The subnet to which the remote access server is attached is 10.1.1.0/24, implying a range of usable addresses from 10.1.1.1 through 10.1.1.254. In this case, the network administrator is using the high end of the range (10.1.1.200 through 10.1.1.254) for assignment to remote access clients.

Figure 3-4
Figure 3-4. A Windows 2000 remote access server, configured with an on-subnet address range using proxy ARP.

When an IP-based remote access client successfully connects and is assigned an IP address, the Routing and Remote Access service tracks the assigned address in a connection table. When a host on the network to which the remote access server is attached sends an ARP Request for the remote access client’s assigned on-subnet IP address, the remote access server answers with an ARP Reply and receives the forwarded IP datagram. The Routing and Remote Access service then forwards the IP datagram addressed to the remote access client over the appropriate remote access connection.

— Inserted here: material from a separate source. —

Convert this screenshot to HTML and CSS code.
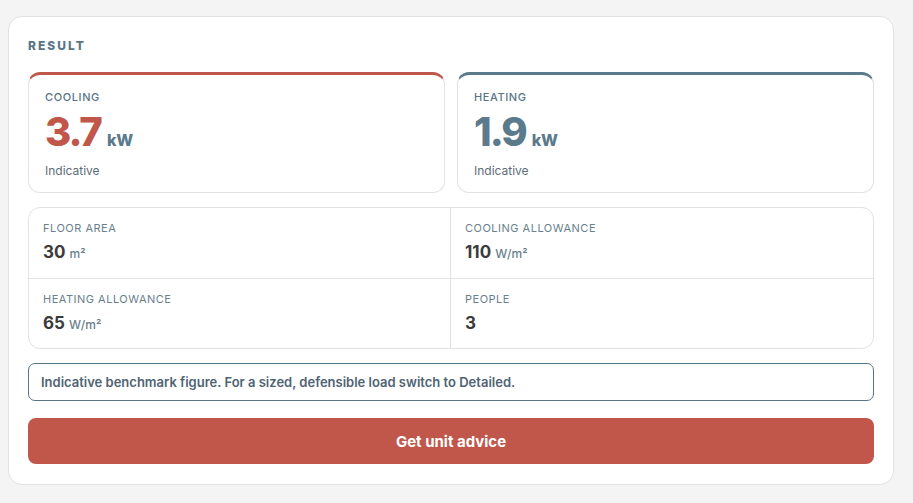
FILE: index.html
```html
<!DOCTYPE html>
<html lang="en">
<head>
    <meta charset="UTF-8">
    <meta name="viewport" content="width=device-width, initial-scale=1.0">
    <title>Load Result</title>
    <link rel="stylesheet" href="styles.css">
</head>
<body>
    <div class="panel">
        <h2 class="panel-title">Result</h2>

        <div class="loads">
            <div class="load load-cool">
                <div class="load-label">Cooling</div>
                <div class="load-value"><span class="num">3.7</span><span class="unit">kW</span></div>
                <div class="load-note">Indicative</div>
            </div>
            <div class="load load-heat">
                <div class="load-label">Heating</div>
                <div class="load-value"><span class="num">1.9</span><span class="unit">kW</span></div>
                <div class="load-note">Indicative</div>
            </div>
        </div>

        <div class="stats">
            <div class="stat">
                <div class="stat-label">Floor area</div>
                <div class="stat-value">30 <span>m²</span></div>
            </div>
            <div class="stat">
                <div class="stat-label">Cooling allowance</div>
                <div class="stat-value">110 <span>W/m²</span></div>
            </div>
            <div class="stat">
                <div class="stat-label">Heating allowance</div>
                <div class="stat-value">65 <span>W/m²</span></div>
            </div>
            <div class="stat">
                <div class="stat-label">People</div>
                <div class="stat-value">3</div>
            </div>
        </div>

        <div class="notice">Indicative benchmark figure. For a sized, defensible load switch to Detailed.</div>

        <button type="button" class="advice-btn">Get unit advice</button>
    </div>
</body>
</html>
```

FILE: styles.css
```css
body {
    margin: 0;
    padding: 16px 19px 18px 8px;
    background-color: #f4f4f4;
    font-family: Inter, "Noto Sans", sans-serif;
    color: #3b3b3b;
}
.panel {
    background: #fff;
    border: 1px solid #e2e2e2;
    border-radius: 14px;
    padding: 20px 19px 20px 19px;
}
.panel-title {
    margin: 0 0 17px;
    font-size: 12px;
    line-height: 18px;
    font-weight: 800;
    letter-spacing: 2px;
    text-transform: uppercase;
    color: #587586;
}
.loads {
    display: grid;
    grid-template-columns: 1fr 1fr;
    gap: 12px;
    margin-bottom: 14px;
}
.load {
    border: 1px solid #e2e2e2;
    border-top: 3px solid #c0574a;
    border-radius: 12px;
    padding: 14px 16px 13px;
}
.load-heat {
    border-top-color: #5b7a8c;
}
.load-label {
    font-size: 11px;
    line-height: 16px;
    font-weight: 500;
    letter-spacing: 0.6px;
    text-transform: uppercase;
    color: #587586;
}
.load-value {
    display: flex;
    align-items: baseline;
    gap: 6px;
    margin: 3px 0 7px;
}
.load-value .num {
    font-size: 40px;
    line-height: 48px;
    font-weight: 800;
    letter-spacing: -2px;
    color: #c0574a;
}
.load-heat .load-value .num {
    color: #5b7a8c;
}
.load-value .unit {
    font-size: 16px;
    font-weight: 800;
    color: #5b7a8c;
}
.load-note {
    font-size: 12px;
    line-height: 16px;
    color: #5d6d78;
}
.stats {
    display: grid;
    grid-template-columns: 1fr 1fr;
    border: 1px solid #e2e2e2;
    border-radius: 12px;
    margin-bottom: 14px;
}
.stat {
    padding: 12px 14px 14px;
    height: 43px;
}
.stat:nth-child(odd) {
    border-right: 1px solid #e2e2e2;
}
.stat:nth-child(-n+2) {
    border-bottom: 1px solid #e2e2e2;
    height: 44px;
}
.stat-label {
    font-size: 11px;
    line-height: 16px;
    letter-spacing: 0.5px;
    text-transform: uppercase;
    color: #6a7f8c;
}
.stat-value {
    margin-top: 4px;
    font-size: 17px;
    line-height: 24px;
    font-weight: 700;
    color: #3b3b3b;
}
.stat-value span {
    font-size: 12px;
    font-weight: 500;
    color: #6a7f8c;
}
.notice {
    border: 1px solid #587586;
    border-radius: 7px;
    padding: 10px 12px;
    font-size: 13px;
    line-height: 16px;
    font-weight: 600;
    color: #4f6473;
    margin-bottom: 17px;
}
.advice-btn {
    display: block;
    width: 100%;
    height: 46px;
    border: none;
    border-radius: 8px;
    background-color: #c0574a;
    color: #fff;
    font-family: Inter, sans-serif;
    font-size: 15px;
    font-weight: 700;
    cursor: pointer;
}
```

If the remote access server is manually configured with a range of addresses that represents a different subnet (an off-subnet address range), the remote access server acts as an IP router forwarding IP datagrams between separate subnets.

Summary

ARP is used as a translation layer between Internet Layer addresses and Network Interface Layer addresses. ARP on LAN links is used to resolve the forwarding IP address of a node to its corresponding MAC address and to detect IP address conflicts. InARP on NBMA links is used to map a DLCI value to the IP address of the node on the other end of the virtual circuit. Proxy ARP is used to subdivide an IP subnet and provide transparent communication without using a IP router.